> [Written task]
Lines from the one containing "Output the component" to the one containing "const COLUMNS = [0, 1, 2];", both lines included, are to be extracted exactly from the data below; pictures are excluded.
◇ ◇ ◇ ◇ ◇
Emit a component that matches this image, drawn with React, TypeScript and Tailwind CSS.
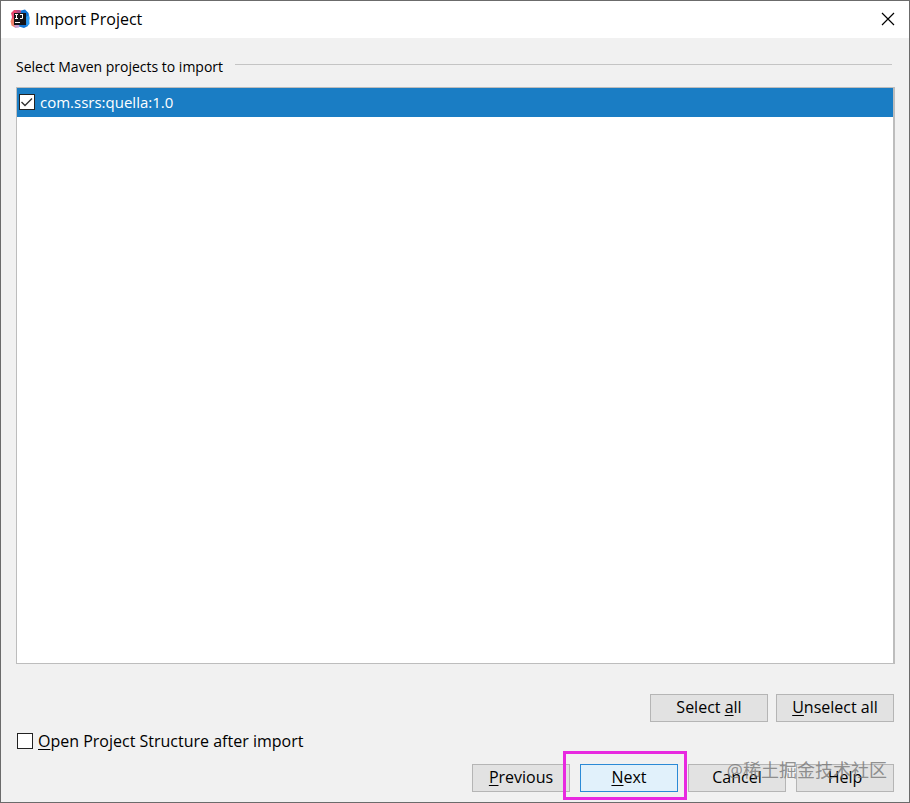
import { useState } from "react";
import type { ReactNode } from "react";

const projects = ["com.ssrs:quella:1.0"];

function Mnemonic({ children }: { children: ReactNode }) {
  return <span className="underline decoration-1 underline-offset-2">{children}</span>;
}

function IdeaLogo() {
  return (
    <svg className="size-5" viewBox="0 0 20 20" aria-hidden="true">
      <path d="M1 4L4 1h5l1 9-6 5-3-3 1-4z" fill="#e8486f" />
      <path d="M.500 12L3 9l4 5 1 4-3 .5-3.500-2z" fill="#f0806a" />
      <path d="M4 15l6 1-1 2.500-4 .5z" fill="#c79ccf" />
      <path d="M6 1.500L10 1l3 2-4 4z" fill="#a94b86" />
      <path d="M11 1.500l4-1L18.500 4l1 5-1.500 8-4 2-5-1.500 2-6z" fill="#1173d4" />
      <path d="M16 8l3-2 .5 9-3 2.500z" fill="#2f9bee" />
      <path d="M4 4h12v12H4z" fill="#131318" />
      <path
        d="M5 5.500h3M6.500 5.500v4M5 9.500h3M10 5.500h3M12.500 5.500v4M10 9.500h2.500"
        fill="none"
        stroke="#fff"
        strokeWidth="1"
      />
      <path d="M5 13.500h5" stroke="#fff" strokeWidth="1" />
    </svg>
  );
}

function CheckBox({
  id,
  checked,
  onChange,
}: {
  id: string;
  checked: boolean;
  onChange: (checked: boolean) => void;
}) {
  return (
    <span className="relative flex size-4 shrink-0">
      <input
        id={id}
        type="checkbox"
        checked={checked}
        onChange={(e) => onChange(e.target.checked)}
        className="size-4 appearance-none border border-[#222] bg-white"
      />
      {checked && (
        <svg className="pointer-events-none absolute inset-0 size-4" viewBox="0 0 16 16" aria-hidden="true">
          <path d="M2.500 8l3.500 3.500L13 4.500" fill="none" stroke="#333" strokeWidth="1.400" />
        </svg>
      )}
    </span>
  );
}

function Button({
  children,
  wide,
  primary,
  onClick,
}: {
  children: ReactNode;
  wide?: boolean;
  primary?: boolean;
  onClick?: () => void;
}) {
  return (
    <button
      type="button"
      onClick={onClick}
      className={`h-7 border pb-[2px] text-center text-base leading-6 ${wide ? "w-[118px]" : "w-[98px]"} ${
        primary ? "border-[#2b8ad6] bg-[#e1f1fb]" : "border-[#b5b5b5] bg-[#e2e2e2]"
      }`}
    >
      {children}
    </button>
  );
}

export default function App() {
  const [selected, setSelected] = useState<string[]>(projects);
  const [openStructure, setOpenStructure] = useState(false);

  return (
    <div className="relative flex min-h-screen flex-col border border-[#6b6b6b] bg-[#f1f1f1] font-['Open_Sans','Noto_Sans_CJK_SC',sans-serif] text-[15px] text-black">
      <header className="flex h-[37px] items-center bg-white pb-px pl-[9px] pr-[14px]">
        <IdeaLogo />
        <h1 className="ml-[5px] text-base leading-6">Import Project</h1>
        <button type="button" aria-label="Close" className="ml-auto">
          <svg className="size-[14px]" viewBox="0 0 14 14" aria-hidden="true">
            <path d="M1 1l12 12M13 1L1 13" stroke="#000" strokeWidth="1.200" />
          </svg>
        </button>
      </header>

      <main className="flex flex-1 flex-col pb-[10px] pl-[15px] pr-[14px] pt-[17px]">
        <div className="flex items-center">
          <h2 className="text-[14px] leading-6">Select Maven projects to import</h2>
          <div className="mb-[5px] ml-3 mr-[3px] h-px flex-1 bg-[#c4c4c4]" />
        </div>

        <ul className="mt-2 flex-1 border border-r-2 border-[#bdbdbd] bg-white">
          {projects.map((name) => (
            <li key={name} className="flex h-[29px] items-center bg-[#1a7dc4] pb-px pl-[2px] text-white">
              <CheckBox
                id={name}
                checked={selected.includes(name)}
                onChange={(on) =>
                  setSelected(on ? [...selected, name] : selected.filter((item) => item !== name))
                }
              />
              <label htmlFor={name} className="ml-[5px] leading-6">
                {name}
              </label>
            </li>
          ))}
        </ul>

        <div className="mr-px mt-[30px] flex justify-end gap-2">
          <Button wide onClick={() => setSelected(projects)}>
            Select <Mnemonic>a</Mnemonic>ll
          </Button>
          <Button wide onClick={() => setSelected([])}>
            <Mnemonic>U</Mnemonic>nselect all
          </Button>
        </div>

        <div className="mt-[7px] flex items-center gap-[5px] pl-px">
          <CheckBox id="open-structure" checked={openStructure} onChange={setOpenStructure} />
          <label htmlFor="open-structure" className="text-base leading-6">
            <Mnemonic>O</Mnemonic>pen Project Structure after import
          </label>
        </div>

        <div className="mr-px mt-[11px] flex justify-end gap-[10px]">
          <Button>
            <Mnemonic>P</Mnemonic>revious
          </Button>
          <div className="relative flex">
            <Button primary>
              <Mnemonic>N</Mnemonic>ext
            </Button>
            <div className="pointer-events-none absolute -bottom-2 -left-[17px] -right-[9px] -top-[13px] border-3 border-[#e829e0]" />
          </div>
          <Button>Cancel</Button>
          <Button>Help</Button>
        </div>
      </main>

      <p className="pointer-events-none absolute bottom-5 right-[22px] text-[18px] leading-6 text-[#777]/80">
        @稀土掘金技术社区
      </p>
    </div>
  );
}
◇ ◇ ◇ ◇ ◇
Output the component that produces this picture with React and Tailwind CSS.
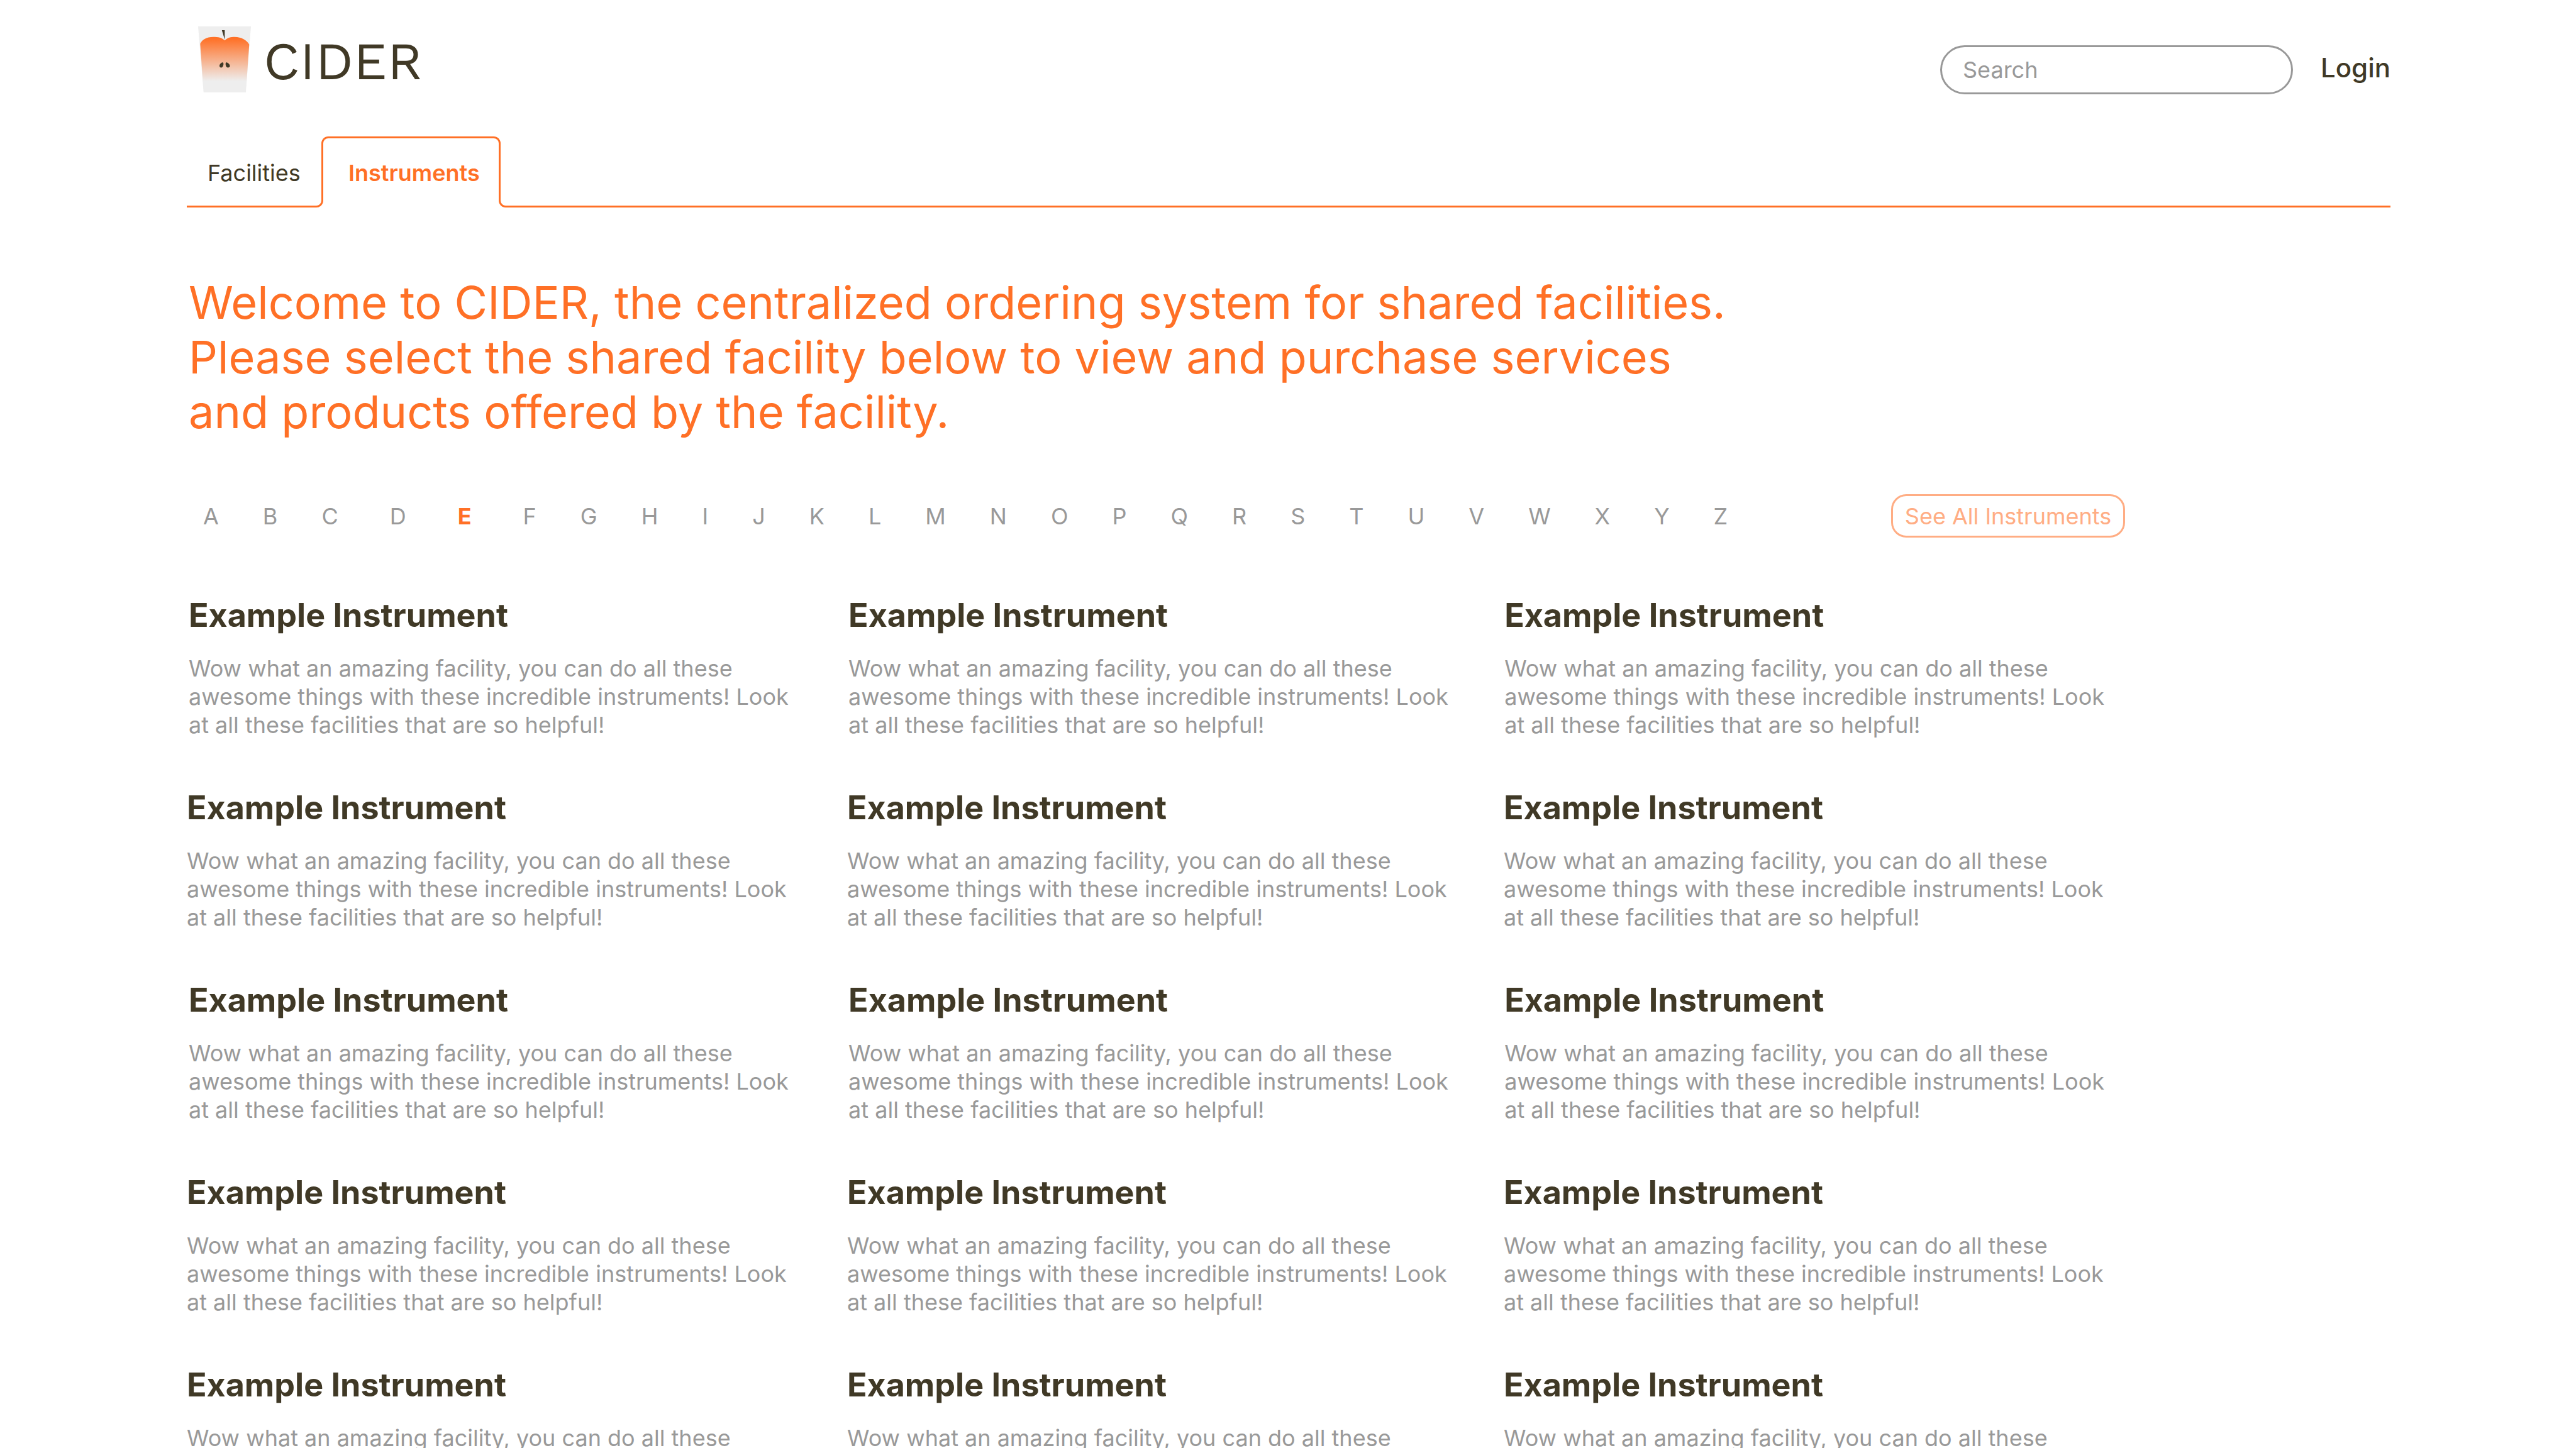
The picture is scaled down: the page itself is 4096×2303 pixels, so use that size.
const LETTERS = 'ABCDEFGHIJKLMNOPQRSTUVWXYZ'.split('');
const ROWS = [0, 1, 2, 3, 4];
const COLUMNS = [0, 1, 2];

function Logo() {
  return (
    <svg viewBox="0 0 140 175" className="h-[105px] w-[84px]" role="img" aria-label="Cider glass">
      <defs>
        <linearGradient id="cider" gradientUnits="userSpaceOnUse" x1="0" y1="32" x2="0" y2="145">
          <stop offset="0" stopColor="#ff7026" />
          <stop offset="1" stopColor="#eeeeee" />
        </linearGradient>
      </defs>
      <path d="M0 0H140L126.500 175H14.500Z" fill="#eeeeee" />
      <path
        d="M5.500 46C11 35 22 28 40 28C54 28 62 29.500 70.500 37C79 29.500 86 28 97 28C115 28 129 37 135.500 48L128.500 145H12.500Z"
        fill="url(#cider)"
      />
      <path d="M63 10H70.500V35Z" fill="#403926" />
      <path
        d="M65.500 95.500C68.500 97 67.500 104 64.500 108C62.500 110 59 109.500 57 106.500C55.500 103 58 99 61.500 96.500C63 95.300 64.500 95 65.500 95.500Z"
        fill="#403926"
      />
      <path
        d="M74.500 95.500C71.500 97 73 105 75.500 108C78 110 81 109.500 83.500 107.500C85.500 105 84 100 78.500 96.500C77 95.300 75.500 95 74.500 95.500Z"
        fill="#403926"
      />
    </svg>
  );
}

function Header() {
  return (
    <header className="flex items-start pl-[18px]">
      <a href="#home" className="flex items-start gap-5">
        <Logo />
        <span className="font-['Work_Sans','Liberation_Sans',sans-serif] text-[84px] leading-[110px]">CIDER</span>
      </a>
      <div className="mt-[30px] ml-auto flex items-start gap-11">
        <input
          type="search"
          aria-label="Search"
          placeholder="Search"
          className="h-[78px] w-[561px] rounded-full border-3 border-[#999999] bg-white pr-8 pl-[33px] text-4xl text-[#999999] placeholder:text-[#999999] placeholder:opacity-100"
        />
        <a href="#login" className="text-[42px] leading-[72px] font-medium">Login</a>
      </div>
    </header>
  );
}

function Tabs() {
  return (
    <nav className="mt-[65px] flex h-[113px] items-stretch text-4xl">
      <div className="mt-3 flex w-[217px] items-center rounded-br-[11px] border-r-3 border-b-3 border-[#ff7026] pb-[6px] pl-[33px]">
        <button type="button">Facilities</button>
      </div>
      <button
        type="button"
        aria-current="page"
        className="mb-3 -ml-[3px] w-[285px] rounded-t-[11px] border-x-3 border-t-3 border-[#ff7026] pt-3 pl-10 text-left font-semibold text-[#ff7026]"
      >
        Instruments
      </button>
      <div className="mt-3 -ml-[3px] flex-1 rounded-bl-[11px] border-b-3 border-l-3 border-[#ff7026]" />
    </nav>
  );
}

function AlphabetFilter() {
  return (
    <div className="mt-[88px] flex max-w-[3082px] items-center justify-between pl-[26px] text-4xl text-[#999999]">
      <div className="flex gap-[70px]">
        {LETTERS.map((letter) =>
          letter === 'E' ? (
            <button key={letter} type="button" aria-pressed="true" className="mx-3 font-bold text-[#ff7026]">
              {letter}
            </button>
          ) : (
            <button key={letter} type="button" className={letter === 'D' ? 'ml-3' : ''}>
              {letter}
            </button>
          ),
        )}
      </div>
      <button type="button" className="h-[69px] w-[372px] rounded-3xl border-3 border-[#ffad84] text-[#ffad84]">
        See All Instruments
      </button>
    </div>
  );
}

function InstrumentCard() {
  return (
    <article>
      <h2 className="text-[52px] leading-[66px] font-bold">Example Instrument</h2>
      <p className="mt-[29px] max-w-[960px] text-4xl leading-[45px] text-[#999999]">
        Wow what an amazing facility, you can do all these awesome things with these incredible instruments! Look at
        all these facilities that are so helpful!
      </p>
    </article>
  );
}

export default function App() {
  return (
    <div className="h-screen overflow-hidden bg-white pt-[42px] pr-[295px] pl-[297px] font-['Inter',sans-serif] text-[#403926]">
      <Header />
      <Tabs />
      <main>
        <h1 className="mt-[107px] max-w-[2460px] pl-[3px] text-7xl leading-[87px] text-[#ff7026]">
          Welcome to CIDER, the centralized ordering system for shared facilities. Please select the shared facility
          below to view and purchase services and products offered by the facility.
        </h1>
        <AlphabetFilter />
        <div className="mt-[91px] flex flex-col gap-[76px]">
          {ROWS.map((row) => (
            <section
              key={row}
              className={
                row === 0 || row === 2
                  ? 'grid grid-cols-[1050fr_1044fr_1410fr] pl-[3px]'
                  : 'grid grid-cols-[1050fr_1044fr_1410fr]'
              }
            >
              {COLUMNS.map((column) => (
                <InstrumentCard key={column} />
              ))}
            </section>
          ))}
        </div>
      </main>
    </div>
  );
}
◇ ◇ ◇ ◇ ◇
> [Complete output]
Output the component that produces this picture with React and Tailwind CSS.
The picture is scaled down: the page itself is 4096×2303 pixels, so use that size.
const LETTERS = 'ABCDEFGHIJKLMNOPQRSTUVWXYZ'.split('');
const ROWS = [0, 1, 2, 3, 4];
const COLUMNS = [0, 1, 2];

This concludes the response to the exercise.